Records with interface code:
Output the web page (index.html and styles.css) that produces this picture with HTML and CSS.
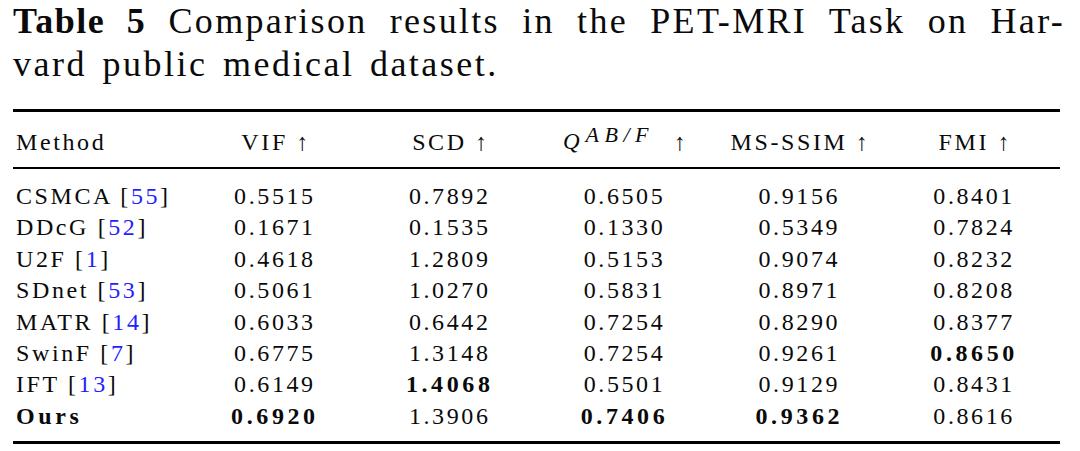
FILE: index.html
```html
<!DOCTYPE html>
<html lang="en">
<head>
<meta charset="utf-8">
<title>Table 5</title>
<link rel="stylesheet" href="styles.css">
</head>
<body>
<div class="page">
  <p class="caption">
    <span class="cap-line cap-first"><b class="cap-label">Table 5</b> Comparison results in the PET-MRI Task on Har-</span>
    <span class="cap-line cap-second">vard public medical dataset.</span>
  </p>
  <table class="results">
    <colgroup>
      <col class="col-method">
      <col><col><col><col><col>
    </colgroup>
    <thead>
      <tr>
        <th class="method">Method</th>
        <th>VIF <span class="arrow">↑</span></th>
        <th>SCD <span class="arrow">↑</span></th>
        <th><span class="q"><i class="q-main">Q</i><sup class="q-sup">AB/F</sup></span><span class="arrow q-arrow">↑</span></th>
        <th>MS-SSIM <span class="arrow">↑</span></th>
        <th>FMI <span class="arrow">↑</span></th>
      </tr>
    </thead>
    <tbody>
      <tr>
        <td class="method">CSMCA [<span class="cite">55</span>]</td>
        <td>0.5515</td><td>0.7892</td><td>0.6505</td><td>0.9156</td><td>0.8401</td>
      </tr>
      <tr>
        <td class="method">DDcG [<span class="cite">52</span>]</td>
        <td>0.1671</td><td>0.1535</td><td>0.1330</td><td>0.5349</td><td>0.7824</td>
      </tr>
      <tr>
        <td class="method">U2F [<span class="cite">1</span>]</td>
        <td>0.4618</td><td>1.2809</td><td>0.5153</td><td>0.9074</td><td>0.8232</td>
      </tr>
      <tr>
        <td class="method">SDnet [<span class="cite">53</span>]</td>
        <td>0.5061</td><td>1.0270</td><td>0.5831</td><td>0.8971</td><td>0.8208</td>
      </tr>
      <tr>
        <td class="method">MATR [<span class="cite">14</span>]</td>
        <td>0.6033</td><td>0.6442</td><td>0.7254</td><td>0.8290</td><td>0.8377</td>
      </tr>
      <tr>
        <td class="method">SwinF [<span class="cite">7</span>]</td>
        <td>0.6775</td><td>1.3148</td><td>0.7254</td><td>0.9261</td><td class="best">0.8650</td>
      </tr>
      <tr>
        <td class="method">IFT [<span class="cite">13</span>]</td>
        <td>0.6149</td><td class="best">1.4068</td><td>0.5501</td><td>0.9129</td><td>0.8431</td>
      </tr>
      <tr class="ours">
        <td class="method best">Ours</td>
        <td class="best">0.6920</td><td>1.3906</td><td class="best">0.7406</td><td class="best">0.9362</td><td>0.8616</td>
      </tr>
    </tbody>
  </table>
</div>
</body>
</html>
```

FILE: styles.css
```css
html, body {
  margin: 0;
  padding: 0;
  background: #ffffff;
}

body {
  color: #0a0a0a;
  font-family: "Liberation Serif", "Times New Roman", serif;
}

.page {
  padding: 0 0 0 13px;
  width: 1050px;
}

.caption {
  margin: 0;
  width: 1052px;
  font-size: 36px;
  line-height: 43px;
  letter-spacing: 2.3px;
}

.cap-line {
  display: block;
}

.cap-first {
  text-align: justify;
  text-align-last: justify;
}

.cap-second {
  word-spacing: 4px;
  letter-spacing: 2.5px;
}

.cap-label {
  font-weight: bold;
  letter-spacing: 1.5px;
}

.results {
  margin-top: 23px;
  width: 1047px;
  border-collapse: collapse;
  table-layout: fixed;
  font-size: 24px;
  letter-spacing: 2.6px;
}

.col-method {
  width: 173px;
}

.results thead tr {
  border-top: 3px solid #000;
  border-bottom: 2px solid #000;
}

.results th {
  font-weight: normal;
  text-align: center;
  line-height: 31px;
  padding: 14px 0 9px 3px;
  white-space: nowrap;
}

.results td {
  text-align: center;
  line-height: 31.4px;
  padding: 0 0 0 3px;
  white-space: nowrap;
}

.results th.method,
.results td.method {
  text-align: left;
  padding-left: 3px;
}

.results tbody tr:first-child td {
  padding-top: 12px;
}

.results tbody tr:last-child td {
  padding-bottom: 9px;
}

.results tbody tr:last-child {
  border-bottom: 3px solid #000;
}

.cite {
  color: #1f1fff;
}

.best {
  font-weight: bold;
  letter-spacing: 3.6px;
}

.arrow {
  font-size: 24px;
  letter-spacing: 0;
}

.q {
  letter-spacing: 1px;
}

.q-main {
  font-size: 23px;
  vertical-align: 1px;
  margin-right: 5px;
}

.q-sup {
  font-size: 22px;
  font-style: italic;
  letter-spacing: 5.5px;
  vertical-align: 8px;
  line-height: 0;
}

.q-arrow {
  margin-left: 20px;
}
```
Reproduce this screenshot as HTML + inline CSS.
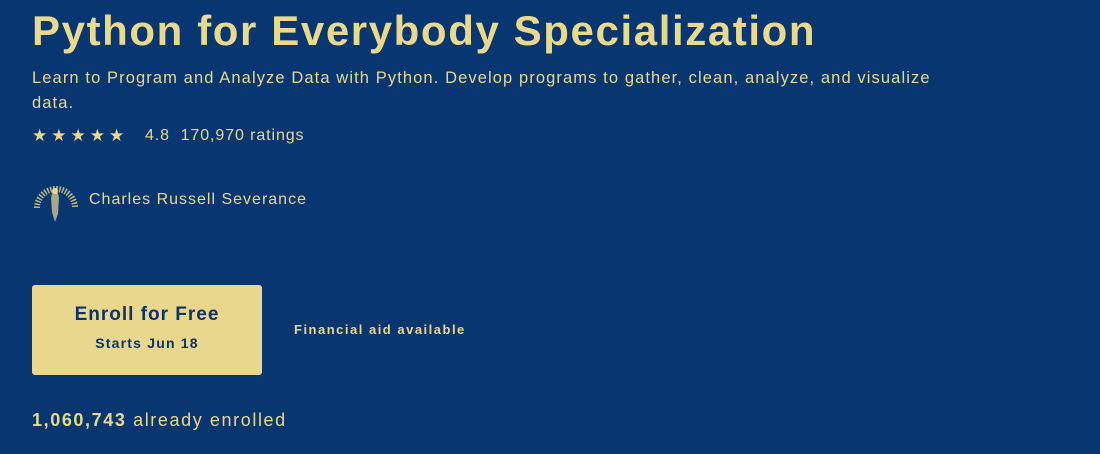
<!DOCTYPE html>
<html><head><meta charset="utf-8"><style>
html,body{margin:0;padding:0;width:1100px;height:454px;background:#083670;overflow:hidden;font-family:"Liberation Sans",sans-serif;color:#e9d98c}
.a{position:absolute;white-space:nowrap}
h1{position:absolute;left:32px;top:7px;margin:0;font-size:42px;font-weight:bold;letter-spacing:1.6px;white-space:nowrap}
.sub{position:absolute;left:32px;top:66px;width:910px;font-size:16.5px;line-height:25px;letter-spacing:1.1px}
.btn{position:absolute;left:32px;top:285px;width:230px;height:90px;background:#e8d78c;border-radius:3px;color:#0c3468;text-align:center;font-weight:bold}
</style></head><body>
<h1>Python for Everybody Specialization</h1>
<div class="sub">Learn to Program and Analyze Data with Python. Develop programs to gather, clean, analyze, and visualize data.</div>
<div class="a" style="left:32px;top:126px;font-size:17px;letter-spacing:4px">★★★★★</div>
<div class="a" style="left:145px;top:127px;font-size:16px;letter-spacing:0.9px">4.8&nbsp; 170,970 ratings</div>
<svg class="a" style="left:33px;top:178px" width="46" height="46" viewBox="0 0 46 46">
<path d="M4 30 A19 19 0 0 1 42 30" fill="none" stroke="#e9d98c" stroke-width="6" stroke-dasharray="1.5 1.5" opacity=".8"/>
<path d="M20 10 L24 10 L26 20 L25 36 L22 44 L19 34 L18 20Z" fill="#e9d98c" opacity=".7"/>
<circle cx="22" cy="13" r="3" fill="#e9d98c"/>
</svg>
<div class="a" style="left:89px;top:191px;font-size:16px;letter-spacing:1px">Charles Russell Severance</div>
<div class="btn"><div style="font-size:19px;margin-top:19px;letter-spacing:1px">Enroll for Free</div><div style="font-size:14px;margin-top:9px;letter-spacing:1.2px">Starts Jun 18</div></div>
<div class="a" style="left:294px;top:322px;font-size:13px;font-weight:bold;letter-spacing:1.5px">Financial aid available</div>
<div class="a" style="left:32px;top:410px;font-size:18px;letter-spacing:1.6px"><b>1,060,743</b> already enrolled</div>
</body></html>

*TASK BRIEF*:
Transcribe all of the entries word for word, but skip any pictures they contain.

*ANSWER TO THE EXERCISE*:
Output the web page (index.html and styles.css) that produces this picture with HTML and CSS.
FILE: index.html
```html
<!DOCTYPE html>
<html lang="en">
<head>
<meta charset="utf-8">
<title>Table 5</title>
<link rel="stylesheet" href="styles.css">
</head>
<body>
<div class="page">
  <p class="caption">
    <span class="cap-line cap-first"><b class="cap-label">Table 5</b> Comparison results in the PET-MRI Task on Har-</span>
    <span class="cap-line cap-second">vard public medical dataset.</span>
  </p>
  <table class="results">
    <colgroup>
      <col class="col-method">
      <col><col><col><col><col>
    </colgroup>
    <thead>
      <tr>
        <th class="method">Method</th>
        <th>VIF <span class="arrow">↑</span></th>
        <th>SCD <span class="arrow">↑</span></th>
        <th><span class="q"><i class="q-main">Q</i><sup class="q-sup">AB/F</sup></span><span class="arrow q-arrow">↑</span></th>
        <th>MS-SSIM <span class="arrow">↑</span></th>
        <th>FMI <span class="arrow">↑</span></th>
      </tr>
    </thead>
    <tbody>
      <tr>
        <td class="method">CSMCA [<span class="cite">55</span>]</td>
        <td>0.5515</td><td>0.7892</td><td>0.6505</td><td>0.9156</td><td>0.8401</td>
      </tr>
      <tr>
        <td class="method">DDcG [<span class="cite">52</span>]</td>
        <td>0.1671</td><td>0.1535</td><td>0.1330</td><td>0.5349</td><td>0.7824</td>
      </tr>
      <tr>
        <td class="method">U2F [<span class="cite">1</span>]</td>
        <td>0.4618</td><td>1.2809</td><td>0.5153</td><td>0.9074</td><td>0.8232</td>
      </tr>
      <tr>
        <td class="method">SDnet [<span class="cite">53</span>]</td>
        <td>0.5061</td><td>1.0270</td><td>0.5831</td><td>0.8971</td><td>0.8208</td>
      </tr>
      <tr>
        <td class="method">MATR [<span class="cite">14</span>]</td>
        <td>0.6033</td><td>0.6442</td><td>0.7254</td><td>0.8290</td><td>0.8377</td>
      </tr>
      <tr>
        <td class="method">SwinF [<span class="cite">7</span>]</td>
        <td>0.6775</td><td>1.3148</td><td>0.7254</td><td>0.9261</td><td class="best">0.8650</td>
      </tr>
      <tr>
        <td class="method">IFT [<span class="cite">13</span>]</td>
        <td>0.6149</td><td class="best">1.4068</td><td>0.5501</td><td>0.9129</td><td>0.8431</td>
      </tr>
      <tr class="ours">
        <td class="method best">Ours</td>
        <td class="best">0.6920</td><td>1.3906</td><td class="best">0.7406</td><td class="best">0.9362</td><td>0.8616</td>
      </tr>
    </tbody>
  </table>
</div>
</body>
</html>
```

FILE: styles.css
```css
html, body {
  margin: 0;
  padding: 0;
  background: #ffffff;
}

body {
  color: #0a0a0a;
  font-family: "Liberation Serif", "Times New Roman", serif;
}

.page {
  padding: 0 0 0 13px;
  width: 1050px;
}

.caption {
  margin: 0;
  width: 1052px;
  font-size: 36px;
  line-height: 43px;
  letter-spacing: 2.3px;
}

.cap-line {
  display: block;
}

.cap-first {
  text-align: justify;
  text-align-last: justify;
}

.cap-second {
  word-spacing: 4px;
  letter-spacing: 2.5px;
}

.cap-label {
  font-weight: bold;
  letter-spacing: 1.5px;
}

.results {
  margin-top: 23px;
  width: 1047px;
  border-collapse: collapse;
  table-layout: fixed;
  font-size: 24px;
  letter-spacing: 2.6px;
}

.col-method {
  width: 173px;
}

.results thead tr {
  border-top: 3px solid #000;
  border-bottom: 2px solid #000;
}

.results th {
  font-weight: normal;
  text-align: center;
  line-height: 31px;
  padding: 14px 0 9px 3px;
  white-space: nowrap;
}

.results td {
  text-align: center;
  line-height: 31.4px;
  padding: 0 0 0 3px;
  white-space: nowrap;
}

.results th.method,
.results td.method {
  text-align: left;
  padding-left: 3px;
}

.results tbody tr:first-child td {
  padding-top: 12px;
}

.results tbody tr:last-child td {
  padding-bottom: 9px;
}

.results tbody tr:last-child {
  border-bottom: 3px solid #000;
}

.cite {
  color: #1f1fff;
}

.best {
  font-weight: bold;
  letter-spacing: 3.6px;
}

.arrow {
  font-size: 24px;
  letter-spacing: 0;
}

.q {
  letter-spacing: 1px;
}

.q-main {
  font-size: 23px;
  vertical-align: 1px;
  margin-right: 5px;
}

.q-sup {
  font-size: 22px;
  font-style: italic;
  letter-spacing: 5.5px;
  vertical-align: 8px;
  line-height: 0;
}

.q-arrow {
  margin-left: 20px;
}
```
Reproduce this screenshot as HTML + inline CSS.
<!DOCTYPE html>
<html><head><meta charset="utf-8"><style>
html,body{margin:0;padding:0;width:1100px;height:454px;background:#083670;overflow:hidden;font-family:"Liberation Sans",sans-serif;color:#e9d98c}
.a{position:absolute;white-space:nowrap}
h1{position:absolute;left:32px;top:7px;margin:0;font-size:42px;font-weight:bold;letter-spacing:1.6px;white-space:nowrap}
.sub{position:absolute;left:32px;top:66px;width:910px;font-size:16.5px;line-height:25px;letter-spacing:1.1px}
.btn{position:absolute;left:32px;top:285px;width:230px;height:90px;background:#e8d78c;border-radius:3px;color:#0c3468;text-align:center;font-weight:bold}
</style></head><body>
<h1>Python for Everybody Specialization</h1>
<div class="sub">Learn to Program and Analyze Data with Python. Develop programs to gather, clean, analyze, and visualize data.</div>
<div class="a" style="left:32px;top:126px;font-size:17px;letter-spacing:4px">★★★★★</div>
<div class="a" style="left:145px;top:127px;font-size:16px;letter-spacing:0.9px">4.8&nbsp; 170,970 ratings</div>
<svg class="a" style="left:33px;top:178px" width="46" height="46" viewBox="0 0 46 46">
<path d="M4 30 A19 19 0 0 1 42 30" fill="none" stroke="#e9d98c" stroke-width="6" stroke-dasharray="1.5 1.5" opacity=".8"/>
<path d="M20 10 L24 10 L26 20 L25 36 L22 44 L19 34 L18 20Z" fill="#e9d98c" opacity=".7"/>
<circle cx="22" cy="13" r="3" fill="#e9d98c"/>
</svg>
<div class="a" style="left:89px;top:191px;font-size:16px;letter-spacing:1px">Charles Russell Severance</div>
<div class="btn"><div style="font-size:19px;margin-top:19px;letter-spacing:1px">Enroll for Free</div><div style="font-size:14px;margin-top:9px;letter-spacing:1.2px">Starts Jun 18</div></div>
<div class="a" style="left:294px;top:322px;font-size:13px;font-weight:bold;letter-spacing:1.5px">Financial aid available</div>
<div class="a" style="left:32px;top:410px;font-size:18px;letter-spacing:1.6px"><b>1,060,743</b> already enrolled</div>
</body></html>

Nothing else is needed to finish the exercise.